Goal: The listing below should be written out exactly; please include all of it.
** START **
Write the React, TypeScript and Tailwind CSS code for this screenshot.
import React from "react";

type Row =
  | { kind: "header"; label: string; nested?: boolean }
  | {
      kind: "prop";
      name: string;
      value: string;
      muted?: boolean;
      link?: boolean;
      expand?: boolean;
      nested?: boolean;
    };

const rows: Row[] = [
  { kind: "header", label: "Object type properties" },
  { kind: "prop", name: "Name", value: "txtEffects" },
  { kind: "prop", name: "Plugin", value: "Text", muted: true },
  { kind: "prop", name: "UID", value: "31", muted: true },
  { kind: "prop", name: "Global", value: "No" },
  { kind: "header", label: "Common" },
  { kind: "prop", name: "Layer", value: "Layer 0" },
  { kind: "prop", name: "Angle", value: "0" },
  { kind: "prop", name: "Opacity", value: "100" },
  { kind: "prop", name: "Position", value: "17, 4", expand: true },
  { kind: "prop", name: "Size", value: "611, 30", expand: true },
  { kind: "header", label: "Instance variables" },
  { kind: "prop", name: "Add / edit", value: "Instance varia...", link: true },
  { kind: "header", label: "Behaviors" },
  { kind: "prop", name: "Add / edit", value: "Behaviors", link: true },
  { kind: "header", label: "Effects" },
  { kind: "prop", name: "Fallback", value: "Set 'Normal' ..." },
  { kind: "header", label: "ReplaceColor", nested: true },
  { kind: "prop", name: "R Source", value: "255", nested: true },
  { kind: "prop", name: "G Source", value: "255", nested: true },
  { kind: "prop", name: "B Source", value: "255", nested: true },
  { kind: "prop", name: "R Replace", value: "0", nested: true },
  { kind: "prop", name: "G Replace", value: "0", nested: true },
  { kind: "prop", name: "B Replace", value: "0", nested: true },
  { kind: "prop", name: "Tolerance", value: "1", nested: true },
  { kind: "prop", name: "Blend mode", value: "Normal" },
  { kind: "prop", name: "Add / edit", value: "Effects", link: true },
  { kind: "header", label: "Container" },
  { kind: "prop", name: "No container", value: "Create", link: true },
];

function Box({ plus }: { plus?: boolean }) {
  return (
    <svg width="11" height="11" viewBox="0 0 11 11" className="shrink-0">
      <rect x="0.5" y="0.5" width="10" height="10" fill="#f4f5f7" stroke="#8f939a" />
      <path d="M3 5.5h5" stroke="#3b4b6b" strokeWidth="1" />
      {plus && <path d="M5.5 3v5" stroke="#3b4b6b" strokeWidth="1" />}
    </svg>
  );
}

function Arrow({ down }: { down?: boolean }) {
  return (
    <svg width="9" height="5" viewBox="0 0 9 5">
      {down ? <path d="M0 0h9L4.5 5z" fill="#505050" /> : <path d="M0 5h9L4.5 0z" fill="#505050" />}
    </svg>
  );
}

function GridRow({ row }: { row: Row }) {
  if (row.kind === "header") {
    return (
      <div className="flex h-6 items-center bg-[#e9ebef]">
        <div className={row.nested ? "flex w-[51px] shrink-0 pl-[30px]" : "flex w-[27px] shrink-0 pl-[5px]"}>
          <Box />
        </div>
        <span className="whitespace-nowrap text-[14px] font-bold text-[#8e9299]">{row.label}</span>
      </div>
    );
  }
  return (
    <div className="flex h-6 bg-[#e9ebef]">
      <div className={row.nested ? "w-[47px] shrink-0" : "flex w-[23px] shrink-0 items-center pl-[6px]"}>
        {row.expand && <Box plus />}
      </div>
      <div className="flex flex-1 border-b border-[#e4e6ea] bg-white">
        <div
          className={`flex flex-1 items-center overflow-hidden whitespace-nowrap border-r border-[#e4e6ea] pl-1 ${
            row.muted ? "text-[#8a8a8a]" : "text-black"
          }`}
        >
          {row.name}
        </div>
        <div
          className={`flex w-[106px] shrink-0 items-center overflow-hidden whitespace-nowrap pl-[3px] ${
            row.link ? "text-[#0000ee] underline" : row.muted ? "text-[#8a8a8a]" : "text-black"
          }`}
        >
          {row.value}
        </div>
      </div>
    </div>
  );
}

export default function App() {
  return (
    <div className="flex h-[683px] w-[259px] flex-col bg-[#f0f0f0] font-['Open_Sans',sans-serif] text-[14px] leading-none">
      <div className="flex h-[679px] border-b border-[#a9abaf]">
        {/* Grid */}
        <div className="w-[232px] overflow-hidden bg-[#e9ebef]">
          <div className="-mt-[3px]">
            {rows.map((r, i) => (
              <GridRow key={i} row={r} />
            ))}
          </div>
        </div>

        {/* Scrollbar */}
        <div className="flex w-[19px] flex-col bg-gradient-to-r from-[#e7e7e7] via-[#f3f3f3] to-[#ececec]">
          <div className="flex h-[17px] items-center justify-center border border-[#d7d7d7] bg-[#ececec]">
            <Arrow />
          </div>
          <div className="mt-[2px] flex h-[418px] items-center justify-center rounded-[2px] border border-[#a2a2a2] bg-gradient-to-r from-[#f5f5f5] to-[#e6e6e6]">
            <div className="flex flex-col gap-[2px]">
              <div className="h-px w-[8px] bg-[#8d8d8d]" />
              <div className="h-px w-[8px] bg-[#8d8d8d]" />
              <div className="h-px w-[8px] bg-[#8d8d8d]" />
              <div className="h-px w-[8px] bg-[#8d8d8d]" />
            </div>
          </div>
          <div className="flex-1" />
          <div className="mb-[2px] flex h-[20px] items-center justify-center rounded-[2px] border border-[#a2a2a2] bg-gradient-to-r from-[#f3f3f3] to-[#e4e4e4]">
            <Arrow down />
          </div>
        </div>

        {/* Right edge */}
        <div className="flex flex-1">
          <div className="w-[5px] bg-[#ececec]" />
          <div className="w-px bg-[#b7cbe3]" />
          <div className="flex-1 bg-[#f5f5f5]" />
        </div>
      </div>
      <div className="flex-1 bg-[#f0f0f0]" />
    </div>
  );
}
** END **
Exercise output:
Write the React, TypeScript and Tailwind CSS code for this screenshot.
import React from "react";

type Row =
  | { kind: "header"; label: string; nested?: boolean }
  | {
      kind: "prop";
      name: string;
      value: string;
      muted?: boolean;
      link?: boolean;
      expand?: boolean;
      nested?: boolean;
    };

const rows: Row[] = [
  { kind: "header", label: "Object type properties" },
  { kind: "prop", name: "Name", value: "txtEffects" },
  { kind: "prop", name: "Plugin", value: "Text", muted: true },
  { kind: "prop", name: "UID", value: "31", muted: true },
  { kind: "prop", name: "Global", value: "No" },
  { kind: "header", label: "Common" },
  { kind: "prop", name: "Layer", value: "Layer 0" },
  { kind: "prop", name: "Angle", value: "0" },
  { kind: "prop", name: "Opacity", value: "100" },
  { kind: "prop", name: "Position", value: "17, 4", expand: true },
  { kind: "prop", name: "Size", value: "611, 30", expand: true },
  { kind: "header", label: "Instance variables" },
  { kind: "prop", name: "Add / edit", value: "Instance varia...", link: true },
  { kind: "header", label: "Behaviors" },
  { kind: "prop", name: "Add / edit", value: "Behaviors", link: true },
  { kind: "header", label: "Effects" },
  { kind: "prop", name: "Fallback", value: "Set 'Normal' ..." },
  { kind: "header", label: "ReplaceColor", nested: true },
  { kind: "prop", name: "R Source", value: "255", nested: true },
  { kind: "prop", name: "G Source", value: "255", nested: true },
  { kind: "prop", name: "B Source", value: "255", nested: true },
  { kind: "prop", name: "R Replace", value: "0", nested: true },
  { kind: "prop", name: "G Replace", value: "0", nested: true },
  { kind: "prop", name: "B Replace", value: "0", nested: true },
  { kind: "prop", name: "Tolerance", value: "1", nested: true },
  { kind: "prop", name: "Blend mode", value: "Normal" },
  { kind: "prop", name: "Add / edit", value: "Effects", link: true },
  { kind: "header", label: "Container" },
  { kind: "prop", name: "No container", value: "Create", link: true },
];

function Box({ plus }: { plus?: boolean }) {
  return (
    <svg width="11" height="11" viewBox="0 0 11 11" className="shrink-0">
      <rect x="0.5" y="0.5" width="10" height="10" fill="#f4f5f7" stroke="#8f939a" />
      <path d="M3 5.5h5" stroke="#3b4b6b" strokeWidth="1" />
      {plus && <path d="M5.5 3v5" stroke="#3b4b6b" strokeWidth="1" />}
    </svg>
  );
}

function Arrow({ down }: { down?: boolean }) {
  return (
    <svg width="9" height="5" viewBox="0 0 9 5">
      {down ? <path d="M0 0h9L4.5 5z" fill="#505050" /> : <path d="M0 5h9L4.5 0z" fill="#505050" />}
    </svg>
  );
}

function GridRow({ row }: { row: Row }) {
  if (row.kind === "header") {
    return (
      <div className="flex h-6 items-center bg-[#e9ebef]">
        <div className={row.nested ? "flex w-[51px] shrink-0 pl-[30px]" : "flex w-[27px] shrink-0 pl-[5px]"}>
          <Box />
        </div>
        <span className="whitespace-nowrap text-[14px] font-bold text-[#8e9299]">{row.label}</span>
      </div>
    );
  }
  return (
    <div className="flex h-6 bg-[#e9ebef]">
      <div className={row.nested ? "w-[47px] shrink-0" : "flex w-[23px] shrink-0 items-center pl-[6px]"}>
        {row.expand && <Box plus />}
      </div>
      <div className="flex flex-1 border-b border-[#e4e6ea] bg-white">
        <div
          className={`flex flex-1 items-center overflow-hidden whitespace-nowrap border-r border-[#e4e6ea] pl-1 ${
            row.muted ? "text-[#8a8a8a]" : "text-black"
          }`}
        >
          {row.name}
        </div>
        <div
          className={`flex w-[106px] shrink-0 items-center overflow-hidden whitespace-nowrap pl-[3px] ${
            row.link ? "text-[#0000ee] underline" : row.muted ? "text-[#8a8a8a]" : "text-black"
          }`}
        >
          {row.value}
        </div>
      </div>
    </div>
  );
}

export default function App() {
  return (
    <div className="flex h-[683px] w-[259px] flex-col bg-[#f0f0f0] font-['Open_Sans',sans-serif] text-[14px] leading-none">
      <div className="flex h-[679px] border-b border-[#a9abaf]">
        {/* Grid */}
        <div className="w-[232px] overflow-hidden bg-[#e9ebef]">
          <div className="-mt-[3px]">
            {rows.map((r, i) => (
              <GridRow key={i} row={r} />
            ))}
          </div>
        </div>

        {/* Scrollbar */}
        <div className="flex w-[19px] flex-col bg-gradient-to-r from-[#e7e7e7] via-[#f3f3f3] to-[#ececec]">
          <div className="flex h-[17px] items-center justify-center border border-[#d7d7d7] bg-[#ececec]">
            <Arrow />
          </div>
          <div className="mt-[2px] flex h-[418px] items-center justify-center rounded-[2px] border border-[#a2a2a2] bg-gradient-to-r from-[#f5f5f5] to-[#e6e6e6]">
            <div className="flex flex-col gap-[2px]">
              <div className="h-px w-[8px] bg-[#8d8d8d]" />
              <div className="h-px w-[8px] bg-[#8d8d8d]" />
              <div className="h-px w-[8px] bg-[#8d8d8d]" />
              <div className="h-px w-[8px] bg-[#8d8d8d]" />
            </div>
          </div>
          <div className="flex-1" />
          <div className="mb-[2px] flex h-[20px] items-center justify-center rounded-[2px] border border-[#a2a2a2] bg-gradient-to-r from-[#f3f3f3] to-[#e4e4e4]">
            <Arrow down />
          </div>
        </div>

        {/* Right edge */}
        <div className="flex flex-1">
          <div className="w-[5px] bg-[#ececec]" />
          <div className="w-px bg-[#b7cbe3]" />
          <div className="flex-1 bg-[#f5f5f5]" />
        </div>
      </div>
      <div className="flex-1 bg-[#f0f0f0]" />
    </div>
  );
}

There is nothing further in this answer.